Il vero problema da affrontare riguarda allora l’equità e la legittimazione del sistema, piuttosto che
la contabilità, pur rimanendo valido il concetto che una razionalizzazione della spesa per evitare gli
sprechi, anche in questo caso vada fatta.
Il dato contabile rilevante resta invece quello dei contributi versati al bilancio generale di questa
UE, che da fonte Ragioneria Generale dello Stato, risultano essere di gran lunga superiori di quanto
riceve, essendo da anni l’Italia contributore netto del bilancio europeo.

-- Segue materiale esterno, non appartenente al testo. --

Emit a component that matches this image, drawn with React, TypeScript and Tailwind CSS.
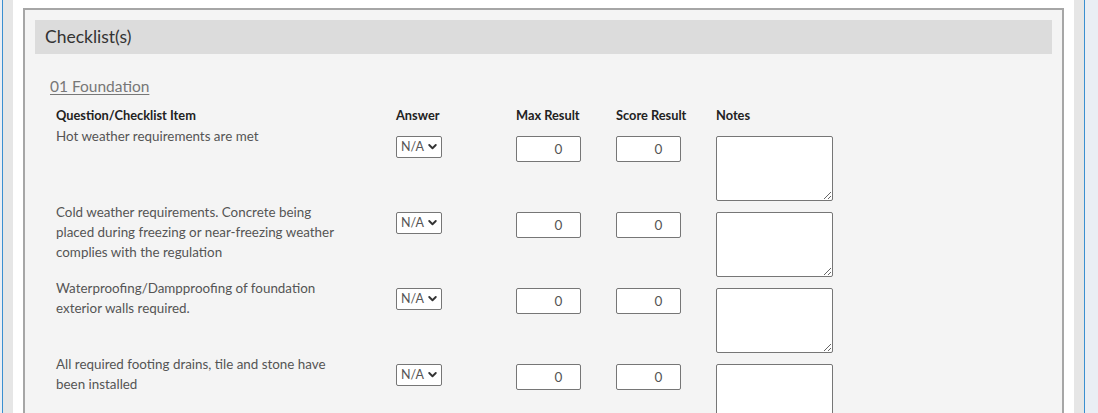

Tutto questo genera una situazione di smarrimento nella società, giocando a favore di chi lancia
giornalmente facili messaggi populisti ed antieuropeisti, cavalcando il malcontento generale e la
propensione degli italiani a considerare lo Stato ed i suoi presidi democratici, come un nemico da
combattere.
Ecco perché l’iniziativa lanciata da Holland, che ricorda quella di Alexander Hamilton quando alla
fine della guerra d’indipendenza americana permise di mettere in comune i debiti dei primi 13 Stati
più o meno virtuosi facendo nascere la prima vera Unione Federale contro le resistenze dei vari
Jefferson e Madison, va colta senza indugi dal nostro Governo.
Aderire a questo progetto significa porre la questione al centro del dibattito politico che si
svilupperà per le prossime elezioni europee e nazionali, anche tedesche, ma soprattutto dare uno
sbocco all’impegno di quanti tengono a preservare i valori democratici su cui fonda la nostra
Costituzione, messi al momento duramente alla prova.